CAUTIONARY NOTE REGARDING FORWARD-LOOKING STATEMENTS

This report and the information incorporated by reference in it include “forward-looking statements” within the meaning of Section 27A of the Securities Act of 1933 and Section 21E of the Securities Exchange Act of 1934. We intend the forward-looking statements to be covered by the safe harbor provisions for forward-looking statements in these sections. All statements regarding our expected financial position and operating results, our business strategy, our financing plans and forecasted demographic and economic trends relating to our business and industry are forward-looking statements. These statements can sometimes be identified by our use of forward-looking words such as “may,” “will,” “anticipate,” “estimate,” “expect,” or “intend” and similar expressions.
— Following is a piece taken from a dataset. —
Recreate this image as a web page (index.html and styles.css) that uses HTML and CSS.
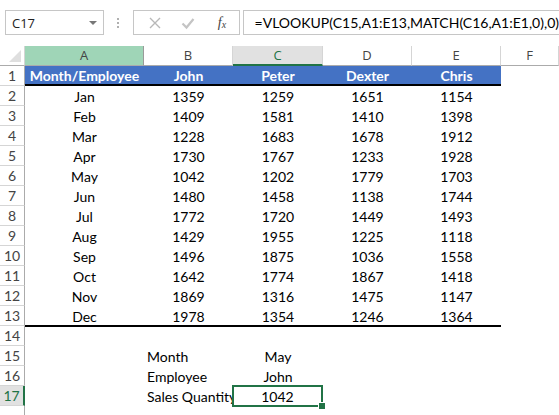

These statements involve known and unknown risks, uncertainties and other factors that may cause our actual results, performance or achievements to be materially different from the results, performance or achievements expressed or implied by the forward-looking statements. We cannot promise you that our expectations in such forward-looking statements will turn out to be correct. Factors that impact such forward-looking statements include, among others, our ability to effectively integrate acquisitions into our operations, our ability to attract additional and retain existing business, the timing of projects and the potential for contract cancellation by our customers, changes in expectations regarding our industry, our ability to attract and retain skilled employees, possible changes in collections of accounts receivable, risks of competition, price and margin trends, foreign currency fluctuations and changes in general economic conditions and interest rates. An additional description of our risk factors is set forth in our Annual Report on Form 10-K for the year ended December 29, 2006. We undertake no obligation to update or revise publicly any forward-looking statements, whether as a result of new information, future events or otherwise.

OVERVIEW

Answerthink, Inc. is a leading business and technology consulting firm that enables companies to achieve world-class business performance. By leveraging the comprehensive database of The Hackett Group, the world’s leading repository of enterprise business process performance metrics and best practice intellectual capital, our business and technology solutions help clients improve performance and maximize returns on technology investments.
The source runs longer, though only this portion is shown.